Nous ne promettons pas toutefois une réhabilitation systématique de la Terreur ni des Terroristes. Il y a tels de leurs actes que rien ne peut justifier. A chacun d'eux sa responsalbilité devant l'histoire. Loin de nous cette froide théorie de la souveraineté du but qui absout tous les crimes au nom de la raison d'État. Nous n'admettrons jamais non plus qu'on puisse rejeter sur les circonstances, sur la nécessité des temps, le fardeau des oeuvres sanglantes. Pas de fatalité: ce serait une injure à la conscience humaine.
Ce que nous aimons chez les Montagnards, ce que nous défendrons, la tête haute, ce sont les vrais principes de la Révolution Française. Ils ont secouru le pauvre, relevé le faible, protégé l'enfant, délivré l'opprimé en frappant l'oppresseur; ils ont voulu régénérer les moeurs.

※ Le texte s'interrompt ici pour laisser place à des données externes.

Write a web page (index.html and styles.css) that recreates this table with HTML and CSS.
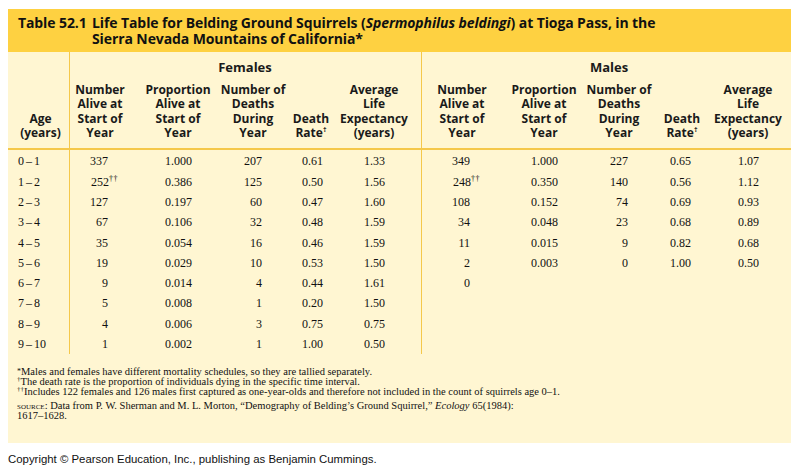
FILE: index.html
```html
<!DOCTYPE html>
<html>
<head>
<meta charset="utf-8">
<link rel="stylesheet" href="styles.css">
</head>
<body>
<div class="panel">
  <div class="caption">
    <span class="cap-label">Table 52.1</span>
    <span class="cap-text">Life Table for Belding Ground Squirrels (<i>Spermophilus beldingi</i>) at Tioga Pass, in the Sierra Nevada Mountains of California*</span>
  </div>
  <div class="table">
    <div class="thead">
      <div class="h-age">Age<br>(years)</div>
      <div class="h-group h-fem">Females</div>
      <div class="h-group h-male">Males</div>
      <div class="h"><span>Number<br>Alive at<br>Start of<br>Year</span></div>
      <div class="h"><span>Proportion<br>Alive at<br>Start of<br>Year</span></div>
      <div class="h"><span>Number of<br>Deaths<br>During<br>Year</span></div>
      <div class="h"><span>Death<br>Rate<sup class="dg">†</sup></span></div>
      <div class="h h-f5"><span>Average<br>Life<br>Expectancy<br>(years)</span></div>
      <div class="h"><span>Number<br>Alive at<br>Start of<br>Year</span></div>
      <div class="h"><span>Proportion<br>Alive at<br>Start of<br>Year</span></div>
      <div class="h"><span>Number of<br>Deaths<br>During<br>Year</span></div>
      <div class="h"><span>Death<br>Rate<sup class="dg">†</sup></span></div>
      <div class="h h-m5"><span>Average<br>Life<br>Expectancy<br>(years)</span></div>
    </div>
    <div class="tbody">
      <div class="row"><div class="c-age">0 – 1</div><div class="c1">337</div><div class="c2">1.000</div><div class="c3">207</div><div class="c4">0.61</div><div class="c5">1.33</div><div class="c6">349</div><div class="c7">1.000</div><div class="c8">227</div><div class="c9">0.65</div><div class="c10">1.07</div></div>
      <div class="row"><div class="c-age">1 – 2</div><div class="c1">252<span class="sup">††</span></div><div class="c2">0.386</div><div class="c3">125</div><div class="c4">0.50</div><div class="c5">1.56</div><div class="c6">248<span class="sup">††</span></div><div class="c7">0.350</div><div class="c8">140</div><div class="c9">0.56</div><div class="c10">1.12</div></div>
      <div class="row"><div class="c-age">2 – 3</div><div class="c1">127</div><div class="c2">0.197</div><div class="c3">60</div><div class="c4">0.47</div><div class="c5">1.60</div><div class="c6">108</div><div class="c7">0.152</div><div class="c8">74</div><div class="c9">0.69</div><div class="c10">0.93</div></div>
      <div class="row"><div class="c-age">3 – 4</div><div class="c1">67</div><div class="c2">0.106</div><div class="c3">32</div><div class="c4">0.48</div><div class="c5">1.59</div><div class="c6">34</div><div class="c7">0.048</div><div class="c8">23</div><div class="c9">0.68</div><div class="c10">0.89</div></div>
      <div class="row"><div class="c-age">4 – 5</div><div class="c1">35</div><div class="c2">0.054</div><div class="c3">16</div><div class="c4">0.46</div><div class="c5">1.59</div><div class="c6">11</div><div class="c7">0.015</div><div class="c8">9</div><div class="c9">0.82</div><div class="c10">0.68</div></div>
      <div class="row"><div class="c-age">5 – 6</div><div class="c1">19</div><div class="c2">0.029</div><div class="c3">10</div><div class="c4">0.53</div><div class="c5">1.50</div><div class="c6">2</div><div class="c7">0.003</div><div class="c8">0</div><div class="c9">1.00</div><div class="c10">0.50</div></div>
      <div class="row"><div class="c-age">6 – 7</div><div class="c1">9</div><div class="c2">0.014</div><div class="c3">4</div><div class="c4">0.44</div><div class="c5">1.61</div><div class="c6">0</div></div>
      <div class="row"><div class="c-age">7 – 8</div><div class="c1">5</div><div class="c2">0.008</div><div class="c3">1</div><div class="c4">0.20</div><div class="c5">1.50</div></div>
      <div class="row"><div class="c-age">8 – 9</div><div class="c1">4</div><div class="c2">0.006</div><div class="c3">3</div><div class="c4">0.75</div><div class="c5">0.75</div></div>
      <div class="row"><div class="c-age">9 – 10</div><div class="c1">1</div><div class="c2">0.002</div><div class="c3">1</div><div class="c4">1.00</div><div class="c5">0.50</div></div>
    </div>
  </div>
  <div class="notes">
    <p class="note"><span class="ast">*</span>Males and females have different mortality schedules, so they are tallied separately.</p>
    <p class="note"><sup class="nd">†</sup>The death rate is the proportion of individuals dying in the specific time interval.</p>
    <p class="note"><sup class="nd">††</sup>Includes 122 females and 126 males first captured as one-year-olds and therefore not included in the count of squirrels age 0–1.</p>
    <p class="source"><span class="sc">source</span>: Data from P. W. Sherman and M. L. Morton, “Demography of Belding’s Ground Squirrel,” <i>Ecology</i> 65(1984):<br>1617–1628.</p>
  </div>
</div>
<div class="copyright">Copyright © Pearson Education, Inc., publishing as Benjamin Cummings.</div>
</body>
</html>
```

FILE: styles.css
```css
html, body {
  margin: 0;
  padding: 0;
  background: #ffffff;
}

body {
  font-family: "Liberation Serif", "Times New Roman", serif;
  color: #111;
}

.panel {
  width: 783px;
  margin: 9px 0 0 8px;
  background: #fff6d2;
  padding-bottom: 22px;
}

.caption {
  display: flex;
  height: 43px;
  box-sizing: border-box;
  padding: 6px 0 0 10px;
  background: #fed141;
  font-family: "Open Sans", "Liberation Sans", sans-serif;
  font-weight: 700;
  font-size: 14px;
  line-height: 16px;
  color: #111;
  letter-spacing: -0.1px;
}

.cap-label {
  flex: 0 0 74px;
}

.cap-text {
  width: 580px;
}

.table {
  background-image:
    linear-gradient(#f5c84a, #f5c84a),
    linear-gradient(#f5c84a, #f5c84a);
  background-size: 1px 100%, 1px 100%;
  background-position: 61px 0, 413px 0;
  background-repeat: no-repeat;
}

.thead {
  display: grid;
  grid-template-columns: 61px 62px 94px 56px 60px 80px 82px 82px 68px 58px 80px;
  grid-template-rows: 16px auto;
  row-gap: 8px;
  padding: 7px 0 8px;
  border-bottom: 2px solid #f5c84a;
  font-family: "Open Sans", "Liberation Sans", sans-serif;
  font-weight: 700;
  color: #1a1a1a;
}

.h-age {
  grid-column: 1;
  grid-row: 1 / 3;
  align-self: end;
  text-align: center;
  font-size: 12px;
  line-height: 14.3px;
  padding-left: 4px;
}

.h-group {
  grid-row: 1;
  font-size: 13px;
  line-height: 16px;
  text-align: center;
}

.h-fem {
  grid-column: 2 / 7;
}

.h-male {
  grid-column: 7 / 12;
  padding-left: 6px;
}

.h {
  grid-row: 2;
  display: flex;
  flex-direction: column;
  justify-content: flex-end;
  align-items: center;
  text-align: center;
  font-size: 12px;
  line-height: 14.3px;
  white-space: nowrap;
}

.h-f5 {
  padding-right: 14px;
}

.h-m5 {
  padding-right: 6px;
}

.dg {
  font-size: 7px;
  line-height: 0;
  vertical-align: 5px;
}

.tbody {
  padding-top: 1px;
}

.row {
  display: grid;
  grid-template-columns: 61px 62px 94px 56px 60px 80px 82px 82px 68px 58px 80px;
  height: 20.33px;
  font-size: 12px;
  line-height: 20px;
  color: #111;
}

.c-age {
  padding-left: 10px;
  word-spacing: -1px;
}

.c1, .c2, .c3, .c4, .c5, .c6, .c7, .c8, .c9, .c10 {
  text-align: right;
}

.c1 { padding-right: 23px; }
.c2 { padding-right: 33px; }
.c3 { padding-right: 19px; }
.c4 { padding-right: 18px; }
.c5 { padding-right: 36px; }
.c6 { padding-right: 33px; }
.c7 { padding-right: 27px; }
.c8 { padding-right: 25px; }
.c9 { padding-right: 20px; }
.c10 { padding-right: 32px; }

.sup {
  font-size: 8px;
  line-height: 0;
  vertical-align: 5px;
  margin-right: -10px;
  letter-spacing: 0.5px;
}

.notes {
  padding: 13px 0 0 9px;
  font-size: 10.5px;
  color: #111;
}

.note {
  margin: 0;
  line-height: 10px;
}

.ast {
  font-size: 8px;
  vertical-align: 1px;
}

.nd {
  font-size: 7px;
  line-height: 0;
  vertical-align: 4px;
}

.source {
  margin: 4px 0 0;
  line-height: 10px;
}

.sc {
  font-variant: small-caps;
  text-transform: lowercase;
}

.copyright {
  margin: 10px 0 0 8px;
  font-family: "Liberation Sans", Arial, sans-serif;
  font-size: 11.4px;
  line-height: 12px;
  color: #111;
}
```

Agités dans l'opinion publique, comme ils l'avaient été eux-mêmes dans la vie, les hommes de la Montagne n'ont pu jusqu'ici dégager leur mémoire de la tourmente qui les avait engloutis. Des voix retentissantes insultent, depuis plus d'un siècle, leurs ombres proscrites, tandis que d'autres les acclament avec enthousiasme. Il n'y a peut-être eu de mesure ni dans le blâme ni dans l'éloge. Pour moi, je me réjouis d'écrire ces pages dans un moment calme (1847), où l'opinion se recueille et où se prépare le jugement définitif de l'histoire. Libre envers le pouvoir, libre même envers les partis, sans autre passion qu'un ardent amour du peuple, je me crois à même de promettre une chose grave et difficile à tenir, la vérité.